According to Oxfam, their analysis shows that ‘‘these deals have strayed far from the development template they were supposed to follow. The cost will be enormous: annual losses from tariff cuts of 360 million dollars for Africa alone and a further 9 billion dollars for compliance for all the countries involved’’.

But the UK’s international trade minister Gareth Thomas, who was also at the UNCTAD conference, stuck to his guns, saying that there was an urgent need to conclude trade negotiations that will enable developing countries to ‘‘trade their way towards growth and prosperity’’.

He said, ‘‘we are weeks away from a make or break point in the World Trade Organisation (WTO) trade talks.
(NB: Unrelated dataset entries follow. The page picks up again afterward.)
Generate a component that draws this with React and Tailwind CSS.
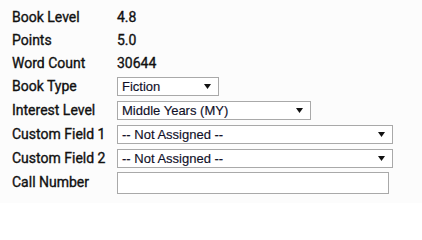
import { useState } from 'react';

// Small filled triangle used as the dropdown arrow
const Caret = () => (
  <svg width="7" height="5" viewBox="0 0 7 5" className="shrink-0">
    <path d="M0 0 H7 L3.5 5 Z" fill="#111" />
  </svg>
);

// Select-like field
const FakeSelect = ({ value, width }) => (
  <div
    className={`flex items-center justify-between h-[19px] border border-[#a9a9a9] bg-white pl-[4px] pr-[7px] ${width}`}
  >
    <span className="font-['Liberation_Sans',Arial,sans-serif] font-normal text-[13px] leading-none text-[#101028] whitespace-nowrap [-webkit-text-stroke:0.15px_#101028]">
      {value}
    </span>
    <Caret />
  </div>
);

const Row = ({ label, height = 'h-[23px]', children }) => (
  <div className={`flex items-center ${height}`}>
    <div className="w-[105px] shrink-0 [-webkit-text-stroke:0.35px_#111]">{label}</div>
    <div>{children}</div>
  </div>
);

const App = () => {
  const [callNumber, setCallNumber] = useState('');

  return (
    <div className="w-[422px] h-[203px] bg-[#fcfcfc] pt-[6px] pl-[12px] font-['Roboto',sans-serif] font-normal text-[14px] text-[#111] overflow-hidden">
      <Row label="Book Level">
        <span className="[-webkit-text-stroke:0.35px_#111]">4.8</span>
      </Row>
      <Row label="Points">
        <span className="[-webkit-text-stroke:0.35px_#111]">5.0</span>
      </Row>
      <Row label="Word Count">
        <span className="[-webkit-text-stroke:0.35px_#111]">30644</span>
      </Row>
      <Row label="Book Type">
        <FakeSelect value="Fiction" width="w-[102px]" />
      </Row>
      <Row label="Interest Level" height="h-[24px]">
        <FakeSelect value="Middle Years (MY)" width="w-[194px]" />
      </Row>
      <Row label="Custom Field 1" height="h-[24px]">
        <FakeSelect value="-- Not Assigned --" width="w-[276px]" />
      </Row>
      <Row label="Custom Field 2" height="h-[24px]">
        <FakeSelect value="-- Not Assigned --" width="w-[276px]" />
      </Row>
      <Row label="Call Number" height="h-[25px]">
        <input
          type="text"
          value={callNumber}
          onChange={(e) => setCallNumber(e.target.value)}
          className="block w-[272px] h-[22px] border border-[#a9a9a9] bg-white px-1 outline-none"
        />
      </Row>
    </div>
  );
};

export default App;
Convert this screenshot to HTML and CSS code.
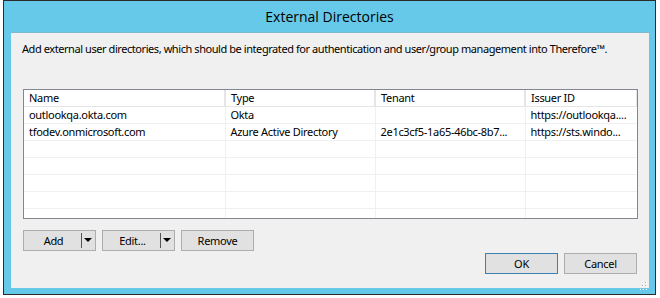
FILE: index.html
```html
<!DOCTYPE html>
<html lang="en">
<head>
  <meta charset="UTF-8">
  <title>External Directories</title>
  <link rel="stylesheet" href="styles.css">
</head>
<body>
  <div class="window">
    <div class="titlebar">External Directories</div>
    <div class="content">
      <p class="intro">Add external user directories, which should be integrated for authentication and user/group management into Therefore™.</p>

      <div class="listview">
        <table>
          <colgroup>
            <col class="col-name">
            <col class="col-type">
            <col class="col-tenant">
            <col class="col-issuer">
          </colgroup>
          <thead>
            <tr>
              <th>Name</th>
              <th>Type</th>
              <th>Tenant</th>
              <th>Issuer ID</th>
            </tr>
          </thead>
          <tbody>
            <tr>
              <td>outlookqa.okta.com</td>
              <td>Okta</td>
              <td></td>
              <td>https://outlookqa....</td>
            </tr>
            <tr>
              <td>tfodev.onmicrosoft.com</td>
              <td>Azure Active Directory</td>
              <td>2e1c3cf5-1a65-46bc-8b7...</td>
              <td>https://sts.windo...</td>
            </tr>
            <tr><td></td><td></td><td></td><td></td></tr>
            <tr><td></td><td></td><td></td><td></td></tr>
            <tr><td></td><td></td><td></td><td></td></tr>
            <tr><td></td><td></td><td></td><td></td></tr>
            <tr class="cut"><td></td><td></td><td></td><td></td></tr>
          </tbody>
        </table>
      </div>

      <div class="actions">
        <button class="btn split"><span class="label">Add</span><span class="arrow"></span></button>
        <button class="btn split"><span class="label">Edit...</span><span class="arrow"></span></button>
        <button class="btn">Remove</button>
      </div>

      <div class="footer">
        <button class="btn default">OK</button>
        <button class="btn">Cancel</button>
      </div>

      <div class="grip">
        <svg width="8" height="8" viewBox="0 0 8 8">
          <rect x="6" y="0" width="1" height="1" fill="#b5b5b5"/>
          <rect x="3" y="3" width="1" height="1" fill="#b5b5b5"/>
          <rect x="6" y="3" width="1" height="1" fill="#b5b5b5"/>
          <rect x="0" y="6" width="1" height="1" fill="#b5b5b5"/>
          <rect x="3" y="6" width="1" height="1" fill="#b5b5b5"/>
          <rect x="6" y="6" width="1" height="1" fill="#b5b5b5"/>
          <rect x="7" y="1" width="1" height="1" fill="#fff"/>
          <rect x="4" y="4" width="1" height="1" fill="#fff"/>
          <rect x="7" y="4" width="1" height="1" fill="#fff"/>
          <rect x="1" y="7" width="1" height="1" fill="#fff"/>
          <rect x="4" y="7" width="1" height="1" fill="#fff"/>
          <rect x="7" y="7" width="1" height="1" fill="#fff"/>
        </svg>
      </div>
    </div>
  </div>
</body>
</html>
```

FILE: styles.css
```css
body {
  margin: 0;
  background-color: #ffffff;
  font-family: 'Noto Sans', 'Liberation Sans', sans-serif;
  font-size: 11px;
  letter-spacing: -0.3px;
  color: #000;
}
.window {
  width: 651px;
  height: 293px;
  margin-left: 3px;
  border: 1px solid #2b2b2b;
  background-color: #66c9e9;
  display: flex;
  flex-direction: column;
}
.titlebar {
  height: 31px;
  line-height: 32px;
  text-align: center;
  font-family: 'Open Sans', sans-serif;
  font-size: 14px;
  letter-spacing: 0;
  color: #000;
}
.content {
  position: relative;
  flex: 1;
  margin: 0 6px 6px 7px;
  background-color: #f0f0f0;
  border-top: 1px solid #7fb9cf;
  padding: 0 11px 0 11px;
}
.intro {
  margin: 7px 0 0 0;
  line-height: 17px;
  letter-spacing: -0.43px;
  white-space: nowrap;
}
.listview {
  margin: 32px 0 0 1px;
  width: 613px;
  height: 128px;
  border: 1px solid #828790;
  background-color: #fff;
  overflow: hidden;
}
table {
  border-collapse: collapse;
  table-layout: fixed;
  width: 613px;
}
.col-name { width: 201px; }
.col-type { width: 150px; }
.col-tenant { width: 150px; }
.col-issuer { width: 112px; }
th {
  height: 16px;
  padding: 0 5px;
  font-weight: normal;
  text-align: left;
  border-right: 2px solid #e5e5e5;
  border-bottom: 1px solid #e5e5e5;
  line-height: 16px;
}
td {
  height: 16px;
  padding: 0 5px;
  line-height: 16px;
  border-right: 1px solid #f0f0f0;
  border-bottom: 1px solid #f0f0f0;
  white-space: nowrap;
  overflow: hidden;
}
.actions {
  display: flex;
  gap: 6px;
  margin: 11px 0 0 1px;
}
.btn {
  height: 21px;
  width: 73px;
  padding: 0;
  font-family: inherit;
  font-size: 11px;
  letter-spacing: inherit;
  color: #000;
  background-color: #e1e1e1;
  border: 1px solid #adadad;
}
.split {
  display: flex;
  align-items: stretch;
}
.split .label {
  flex: 1;
  line-height: 19px;
  text-align: center;
  padding-left: 2px;
}
.split .arrow {
  width: 13px;
  border-left: 1px solid #555;
  margin: 2px 0;
  position: relative;
}
.split .arrow::after {
  content: '';
  position: absolute;
  left: 2px;
  top: 5px;
  border-left: 4px solid transparent;
  border-right: 4px solid transparent;
  border-top: 4px solid #000;
}
.footer {
  display: flex;
  justify-content: flex-end;
  gap: 6px;
  margin: 2px 1px 0 0;
}
.footer .btn {
  height: 21px;
}
.default {
  border-color: #3c7fb1;
}
.grip {
  position: absolute;
  right: 2px;
  bottom: 2px;
  width: 8px;
  height: 8px;
}
```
If the world wants to do its best for the poorest countries, it needs to banish protectionism and seal a deal now’’.

Thomas argued that ‘‘fairer trade means getting rid of export bans, reducing agricultural subsidies that distort trade and lowering tariffs’’.

When this is achieved, he believes that it will ‘‘help farmers to better respond to the current high global food prices and increase production, but this is only part of the solution. We also need more investment to boost agricultural productivity. If farmers are able to get the higher prices, then they will invest.”

Ban similarly added that ‘‘we need a substantial increase in expenditure on agriculture. In particular, trade and investment should be used to bring about a ‘green revolution’ of improved agricultural productivity across Africa’’.

In contrast, Afeke thinks that UNCTAD conferences have not solved problems in the past. He is sceptical of what the future holds. However, he sees ‘‘some commitment’’ on the part of some leaders, especially Brazil’s President Luiz Inacio ‘‘Lula’’ da Silva.

Lula, as he is often called, has stepped up technical cooperation between his country and a number of African countries to increase agricultural production. ‘‘These are the visionaries of the future without whom Africa would never leave the starting blocks,’’ said Afeke.